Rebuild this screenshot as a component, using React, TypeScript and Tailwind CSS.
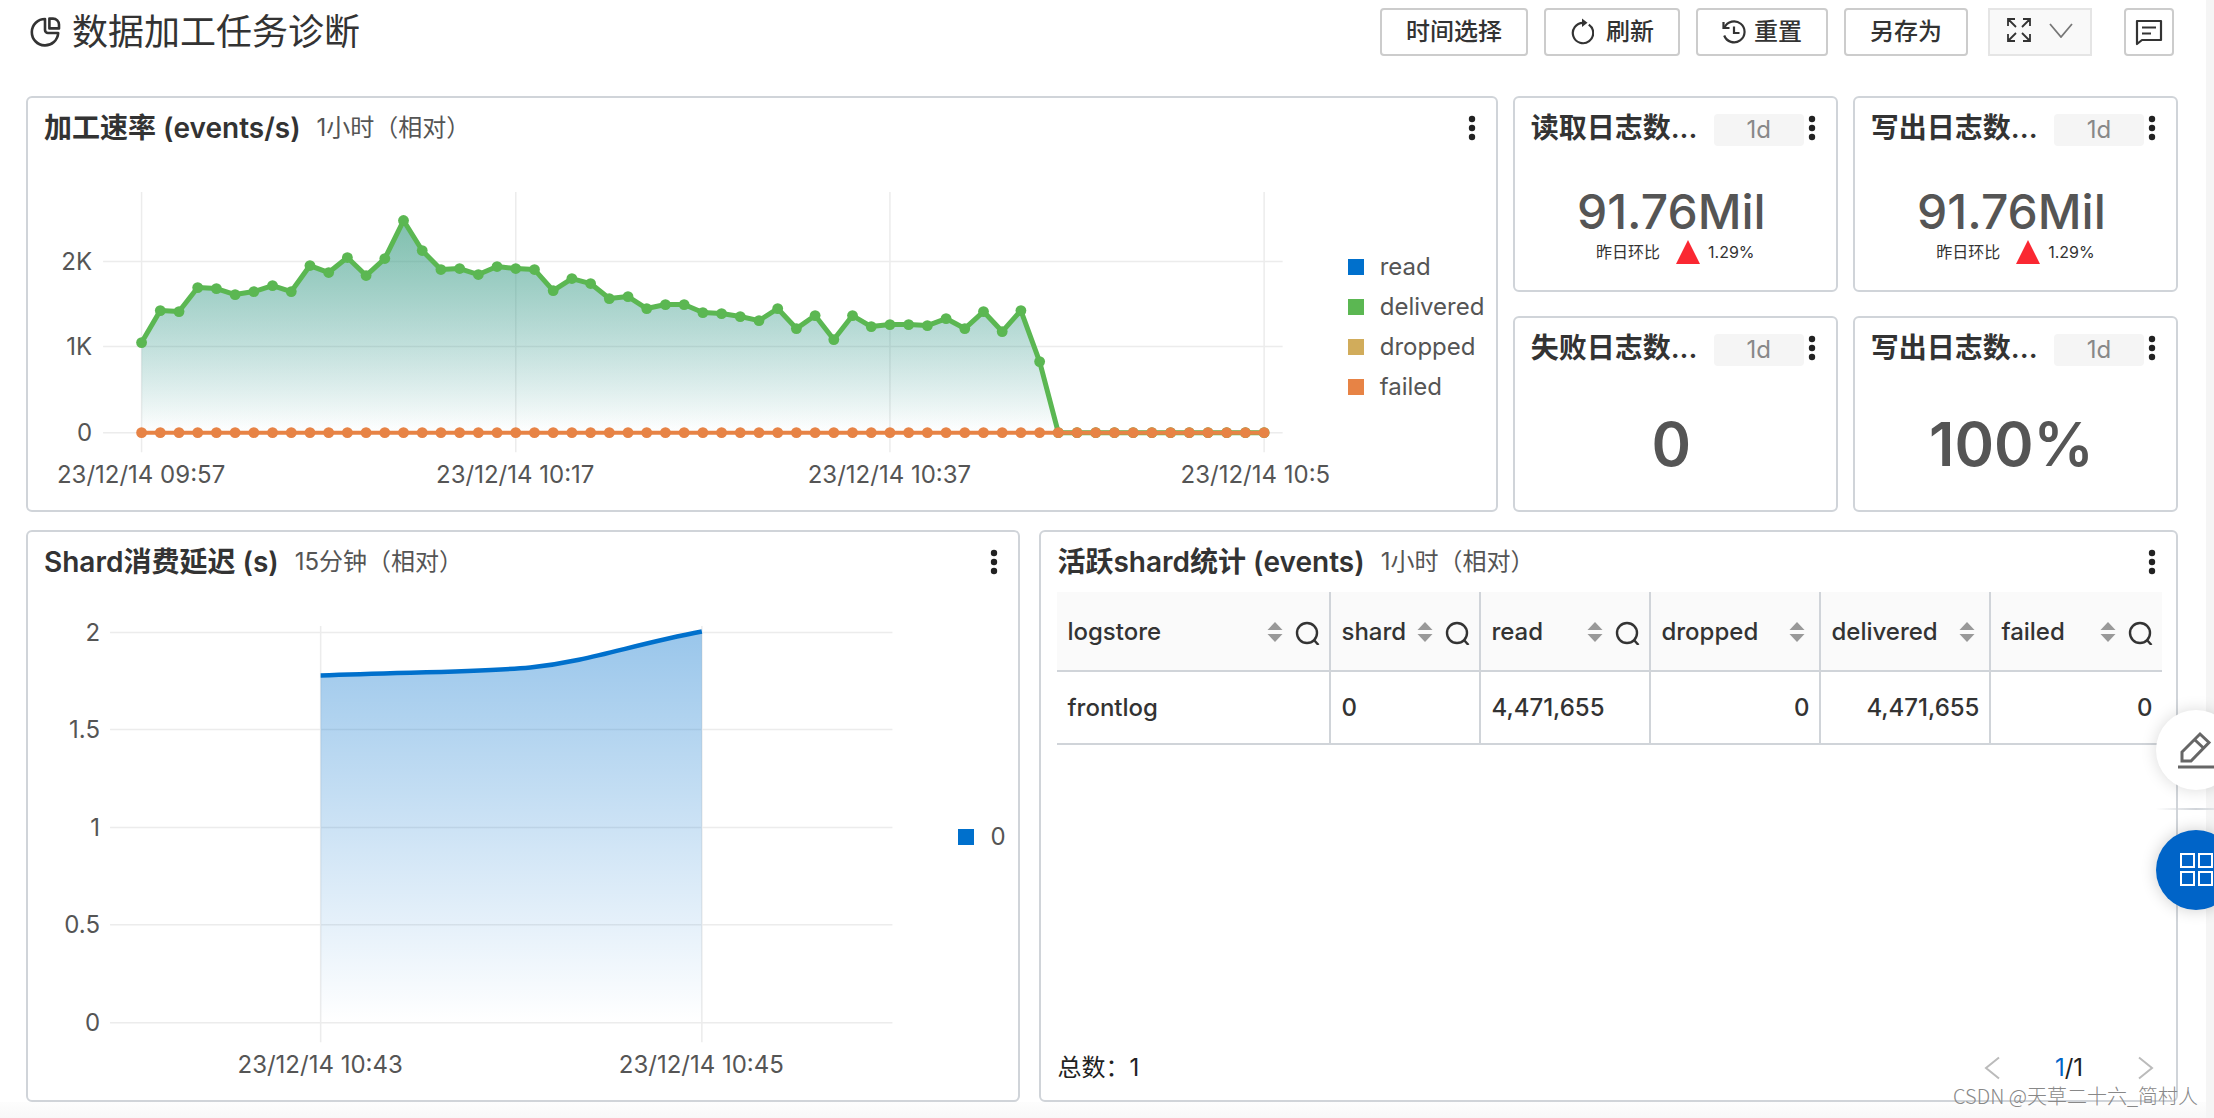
import type { ReactNode } from 'react'

const rate = [
  342, 310, 311, 287, 288, 294, 291, 285, 291, 265, 272, 257, 275, 258, 220, 250, 269, 268, 274, 266,
  268, 269, 290, 278, 283, 298, 296, 308, 304, 304, 312, 313, 316, 320, 308, 328, 315, 339, 315, 326,
  324, 324, 325, 318, 328, 311, 331, 310, 361, 432, 432, 432, 432, 432, 432, 432, 432, 432, 432, 432, 432,
]

// Chart space: x starts at the card's inner left edge, y at the top of the plot
const ratePoints = rate.map((y, i) => ({ x: 113.5 + i * 18.7, y: y - 172 + 0.5 }))
const rateLine = ratePoints.map((p) => `${p.x},${p.y}`).join(' ')
const rateBase = 260.5

interface CardProps {
  title: string
  range?: string
  badge?: string
  className?: string
  children: ReactNode
}

function MoreButton() {
  return (
    <button aria-label="更多" className="ml-auto shrink-0 text-[#222]">
      <svg width="8" height="26" viewBox="0 0 8 26" fill="currentColor">
        <circle cx="4" cy="4" r="3.2" />
        <circle cx="4" cy="13" r="3.2" />
        <circle cx="4" cy="22" r="3.2" />
      </svg>
    </button>
  )
}

function Card({ title, range, badge, className = '', children }: CardProps) {
  return (
    <section className={`flex min-w-0 flex-col rounded-md border-2 border-[#d0d4d9] bg-white ${className}`}>
      <header className="flex h-[60px] shrink-0 items-center pr-5 pl-4">
        <h2 className="text-[28px] leading-9 font-semibold whitespace-nowrap text-[#333]">{title}</h2>
        {range && <span className="ml-4 text-2xl whitespace-nowrap text-[#555]">{range}</span>}
        {badge && (
          <span className="mt-1 ml-auto h-8 w-[90px] shrink-0 rounded bg-[#f5f5f5] text-center text-2xl leading-8 text-[#888]">
            {badge}
          </span>
        )}
        {badge ? <span className="ml-1 flex"><MoreButton /></span> : <MoreButton />}
      </header>
      {children}
    </section>
  )
}

function StatCard({ title, value, change }: { title: string; value: string; change?: string }) {
  return (
    <Card title={title} badge="1d" className="h-[196px]">
      {change ? (
        <div className="flex flex-col items-center pt-[26px]">
          <p className="pr-2 text-5xl leading-[56px] font-medium text-[#555]">{value}</p>
          <p className="flex items-center text-base leading-6 text-[#333]">
            <span>昨日环比</span>
            <svg width="24" height="24" viewBox="0 0 24 24" className="mr-2 ml-4">
              <path d="M12 0 24 24H0z" fill="#fa2832" />
            </svg>
            <span>{change}</span>
          </p>
        </div>
      ) : (
        <p className="pt-[30px] pr-2 text-center text-6xl leading-[72px] font-semibold text-[#555]">{value}</p>
      )}
    </Card>
  )
}

function LegendItem({ color, label }: { color: string; label: string }) {
  return (
    <li className="flex h-10 items-center gap-4 text-2xl text-[#555]">
      <span className={`size-4 ${color}`} />
      {label}
    </li>
  )
}

function RateChart() {
  return (
    <svg viewBox="0 0 1304 320" className="min-w-0 flex-1 overflow-hidden" fill="#555" fontSize="24">
      <defs>
        <linearGradient id="rate-read" x1="0" y1="0" x2="0" y2="1">
          <stop offset="0" stopColor="#0070cc" stopOpacity="0.4" />
          <stop offset="1" stopColor="#0070cc" stopOpacity="0" />
        </linearGradient>
        <linearGradient id="rate-delivered" x1="0" y1="0" x2="0" y2="1">
          <stop offset="0" stopColor="#5bb752" stopOpacity="0.4" />
          <stop offset="1" stopColor="#5bb752" stopOpacity="0" />
        </linearGradient>
      </defs>
      <path
        d="M75 89.5H1254M75 174.5H1254M75 260.5H1254M113.5 20V280M487.5 20V280M861.5 20V280M1235.5 20V280"
        stroke="#ececec"
        strokeWidth="1.5"
      />
      <g textAnchor="end">
        <text x="64" y="98">2K</text>
        <text x="64" y="183">1K</text>
        <text x="64" y="269">0</text>
      </g>
      <g textAnchor="middle">
        <text x="113" y="311">23/12/14 09:57</text>
        <text x="487" y="311">23/12/14 10:17</text>
        <text x="861" y="311">23/12/14 10:37</text>
      </g>
      <text x="1152" y="311">23/12/14 10:5</text>
      <polygon points={`113.5,${rateBase} ${rateLine} 1235.5,${rateBase}`} fill="url(#rate-read)" />
      <polygon points={`113.5,${rateBase} ${rateLine} 1235.5,${rateBase}`} fill="url(#rate-delivered)" />
      <polyline points={rateLine} fill="none" stroke="#5bb752" strokeWidth="5" strokeLinejoin="round" />
      {ratePoints.map((p) => (
        <circle key={p.x} cx={p.x} cy={p.y} r="5.4" fill="#5bb752" />
      ))}
      <path d={`M113.5 ${rateBase}H1235.5`} stroke="#e78345" strokeWidth="4" />
      {ratePoints.map((p) => (
        <circle key={p.x} cx={p.x} cy={rateBase} r="5.4" fill="#e78345" />
      ))}
    </svg>
  )
}

function DelayChart() {
  return (
    <svg viewBox="0 0 866 490" className="min-w-0 flex-1" fill="#555" fontSize="24">
      <defs>
        <linearGradient id="delay" x1="0" y1="0" x2="0" y2="1">
          <stop offset="0" stopColor="#0070cc" stopOpacity="0.4" />
          <stop offset="1" stopColor="#0070cc" stopOpacity="0" />
        </linearGradient>
      </defs>
      <path
        d="M82 40.5H864M82 137.5H864M82 235.5H864M82 332.5H864M82 430.5H864M292.5 34V450M673.5 34V450"
        stroke="#ececec"
        strokeWidth="1.5"
      />
      <g textAnchor="end">
        <text x="72" y="49">2</text>
        <text x="72" y="146">1.5</text>
        <text x="72" y="244">1</text>
        <text x="72" y="341">0.5</text>
        <text x="72" y="439">0</text>
      </g>
      <g textAnchor="middle">
        <text x="292" y="481">23/12/14 10:43</text>
        <text x="673" y="481">23/12/14 10:45</text>
      </g>
      <path d="M292.5 83.5C388 80 452 80 502 75.5C562 69 602 53 673.5 39.5V430.5H292.5Z" fill="url(#delay)" />
      <path d="M292.5 83.5C388 80 452 80 502 75.5C562 69 602 53 673.5 39.5" fill="none" stroke="#0070cc" strokeWidth="4.5" />
    </svg>
  )
}

const columns = [
  { name: 'logstore', width: 'w-[273px]', value: 'frontlog', search: true },
  { name: 'shard', width: 'w-[150px]', value: '0', search: true },
  { name: 'read', width: 'w-[170px]', value: '4,471,655', search: true },
  { name: 'dropped', width: 'w-[170px]', value: '0', right: true },
  { name: 'delivered', width: 'w-[170px]', value: '4,471,655', right: true },
  { name: 'failed', width: 'w-[172px]', value: '0', right: true, search: true },
]

function ShardTable() {
  return (
    <table className="w-full table-fixed border-collapse text-2xl text-[#333]">
      <thead>
        <tr className="h-[79px] border-b-2 border-[#d0d4d9] bg-[#fafafa]">
          {columns.map((c) => (
            <th
              key={c.name}
              className={`${c.width} border-r-2 border-[#d0d4d9] pt-0.5 pr-2 pl-2.5 text-left font-medium last:border-r-0`}
            >
              <div className="flex items-center">
                {c.name}
                <button aria-label={`${c.name} 排序`} className={`ml-auto ${c.search ? '' : 'mr-1.5'}`}>
                  <svg width="16" height="20" viewBox="0 0 16 20" fill="#999">
                    <path d="M8 0l7.5 8H.5zM8 20l7.5-8H.5z" />
                  </svg>
                </button>
                {c.search && (
                  <button aria-label={`${c.name} 搜索`} className="ml-3">
                    <svg width="26" height="26" viewBox="0 0 26 26" fill="none" stroke="#333" strokeWidth="2.4">
                      <circle cx="12" cy="14" r="10" />
                      <path d="M18.5 20.5l5 5.5" />
                    </svg>
                  </button>
                )}
              </div>
            </th>
          ))}
        </tr>
      </thead>
      <tbody>
        <tr className="h-[73px] border-b-2 border-[#d0d4d9]">
          {columns.map((c) => (
            <td
              key={c.name}
              className={`border-r-2 border-[#d0d4d9] px-2.5 font-medium last:border-r-0 ${c.right ? 'text-right' : ''}`}
            >
              {c.value}
            </td>
          ))}
        </tr>
      </tbody>
    </table>
  )
}

const toolButton =
  'flex h-12 items-center rounded border-2 border-[#ccc] bg-white px-6 text-2xl font-medium whitespace-nowrap text-[#333]'

function Toolbar() {
  return (
    <div className="flex items-center gap-4">
      <button className={toolButton}>时间选择</button>
      <button className={`${toolButton} gap-3`}>
        <svg width="24" height="28" viewBox="0 0 24 28" fill="none" stroke="#333" strokeWidth="2.2">
          <path d="M18.8 6.6A10.2 10.2 0 1 1 13 4.8" />
          <path d="M12 0.5L17.5 4.8 12 9Z" fill="#333" stroke="none" />
        </svg>
        刷新
      </button>
      <button className={`${toolButton} gap-2`}>
        <svg width="24" height="24" viewBox="0 0 24 24" fill="none" stroke="#333" strokeWidth="2.2">
          <path d="M2.5 7.5A10.5 10.5 0 1 1 2.2 15.5" />
          <path d="M1.5 2V8H7.5M12 6.5V13H17.5" />
        </svg>
        重置
      </button>
      <button className={toolButton}>另存为</button>
      <button
        aria-label="全屏"
        className="ml-1 flex h-12 w-[104px] items-center justify-center gap-[18px] border-2 border-[#e5e5e5] bg-[#f9f9f9] pb-1"
      >
        <svg width="24" height="24" viewBox="0 0 24 24" fill="none" stroke="#333" strokeWidth="1.8">
          <path d="M1 8V1H8M1 1L9 9M16 1H23V8M23 1L15 9M1 16V23H8M1 23L9 15M16 23H23V16M23 23L15 15" />
        </svg>
        <svg width="24" height="16" viewBox="0 0 24 16" fill="none" stroke="#777" strokeWidth="1.8">
          <path d="M1 2L12 15 23 2" />
        </svg>
      </button>
      <button
        aria-label="反馈"
        className="ml-4 flex h-12 w-[50px] items-center justify-center rounded border-2 border-[#ccc] bg-white"
      >
        <svg width="28" height="28" viewBox="0 0 28 28" fill="none" stroke="#333" strokeWidth="2.2">
          <path d="M2 26V3H26V22H7Z" strokeLinejoin="round" />
          <path d="M7 9.5H21M7 15.5H16" />
        </svg>
      </button>
    </div>
  )
}

function SideActions() {
  return (
    <aside className="fixed top-[710px] -right-[22px] flex w-20 flex-col items-center">
      <button
        aria-label="编辑"
        className="flex size-20 items-center justify-center rounded-full bg-white shadow-[0_0_16px_rgba(0,0,0,0.15)]"
      >
        <svg width="36" height="38" viewBox="0 0 36 38" fill="none" stroke="#666" strokeWidth="3">
          <path d="M4 30V21L22 3 31 11.5 13 30ZM16.5 8.5L26 17.5" />
          <path d="M0 36H36" />
        </svg>
      </button>
      <div className="mt-[18px] mb-5 h-0.5 w-full bg-linear-to-r from-transparent via-[#d0d4d9] to-transparent" />
      <button
        aria-label="应用"
        className="flex size-20 items-center justify-center rounded-full bg-[#0064c8] shadow-[0_0_16px_rgba(0,0,0,0.2)]"
      >
        <svg width="34" height="34" viewBox="0 0 34 34" fill="none" stroke="#fff" strokeWidth="2">
          <path d="M2 1H15V14H2ZM20 1H33V14H20ZM2 19H15V32H2ZM20 19H33V32H20Z" />
        </svg>
      </button>
    </aside>
  )
}

export default function App() {
  return (
    <div className="relative flex min-h-screen flex-col overflow-hidden border-r-8 border-[#f5f5f5] bg-white font-[Inter,'Noto_Sans_CJK_SC',sans-serif] leading-normal text-[#333]">
      <header className="flex items-center justify-between pt-2 pr-8 pl-[30px]">
        <div className="flex items-center gap-2.5">
          <svg width="32" height="32" viewBox="0 0 32 32" fill="none" stroke="#333" strokeWidth="2.6">
            <path d="M15 3A13.2 13.2 0 1 0 28.2 17H18A3 3 0 0 1 15 14Z" strokeLinejoin="round" />
            <path d="M19.4 2.6V12.4H29V8.6A6 6 0 0 0 23 2.6Z" strokeLinejoin="round" />
          </svg>
          <h1 className="text-4xl leading-[48px]">数据加工任务诊断</h1>
        </div>
        <Toolbar />
      </header>

      <main className="flex flex-col gap-[18px] pt-10 pr-7 pl-[26px]">
        <div className="grid grid-cols-[minmax(0,1471fr)_minmax(0,325fr)_minmax(0,325fr)] gap-x-[15px] gap-y-6">
          <Card title="加工速率 (events/s)" range="1小时（相对）" className="row-span-2">
            <div className="flex items-center pt-3.5">
              <RateChart />
              <ul className="w-[163px] pb-2.5 pl-[15px]">
                <LegendItem color="bg-[#0070cc]" label="read" />
                <LegendItem color="bg-[#5bb752]" label="delivered" />
                <LegendItem color="bg-[#d1ac5b]" label="dropped" />
                <LegendItem color="bg-[#e78345]" label="failed" />
              </ul>
            </div>
          </Card>
          <StatCard title="读取日志数..." value="91.76Mil" change="1.29%" />
          <StatCard title="写出日志数..." value="91.76Mil" change="1.29%" />
          <StatCard title="失败日志数..." value="0" />
          <StatCard title="写出日志数..." value="100%" />
        </div>

        <div className="grid grid-cols-[minmax(0,994fr)_minmax(0,1138fr)] gap-x-[19px]">
          <Card title="Shard消费延迟 (s)" range="15分钟（相对）">
            <div className="flex items-center pb-[18px]">
              <DelayChart />
              <ul className="w-[124px] pl-16">
                <LegendItem color="bg-[#0070cc]" label="0" />
              </ul>
            </div>
          </Card>
          <Card title="活跃shard统计 (events)" range="1小时（相对）">
            <div className="flex flex-1 flex-col px-4">
              <ShardTable />
              <footer className="mt-auto flex items-center justify-between pb-4 text-2xl text-[#222]">
                <span>总数：1</span>
                <nav className="flex items-center pr-1.5">
                  <button aria-label="上一页">
                    <svg width="16" height="24" viewBox="0 0 16 24" fill="none" stroke="#bbb" strokeWidth="2">
                      <path d="M15 1.5L2 12 15 22.5" />
                    </svg>
                  </button>
                  <span className="w-[138px] text-center">
                    <span className="text-[#0064c8]">1</span>/1
                  </span>
                  <button aria-label="下一页">
                    <svg width="16" height="24" viewBox="0 0 16 24" fill="none" stroke="#bbb" strokeWidth="2">
                      <path d="M1 1.5L14 12 1 22.5" />
                    </svg>
                  </button>
                </nav>
              </footer>
            </div>
          </Card>
        </div>
      </main>
      <div className="min-h-4 flex-1 bg-linear-to-b from-[#fdfdfd] to-[#f8f8f8]" />

      <SideActions />
      <p className="absolute right-2 bottom-2 font-['Noto_Sans_CJK_SC',sans-serif] text-xl leading-7 font-light text-[#888]">
        CSDN @天草二十六_简村人
      </p>
    </div>
  )
}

■ Exercise aim:
Return only the lines running from the top of the data to the line that holds "const rateBase = 260.5". Include both of those lines, but skip the pictures.

■ Solution to this problem:
Rebuild this screenshot as a component, using React, TypeScript and Tailwind CSS.
import type { ReactNode } from 'react'

const rate = [
  342, 310, 311, 287, 288, 294, 291, 285, 291, 265, 272, 257, 275, 258, 220, 250, 269, 268, 274, 266,
  268, 269, 290, 278, 283, 298, 296, 308, 304, 304, 312, 313, 316, 320, 308, 328, 315, 339, 315, 326,
  324, 324, 325, 318, 328, 311, 331, 310, 361, 432, 432, 432, 432, 432, 432, 432, 432, 432, 432, 432, 432,
]

// Chart space: x starts at the card's inner left edge, y at the top of the plot
const ratePoints = rate.map((y, i) => ({ x: 113.5 + i * 18.7, y: y - 172 + 0.5 }))
const rateLine = ratePoints.map((p) => `${p.x},${p.y}`).join(' ')
const rateBase = 260.5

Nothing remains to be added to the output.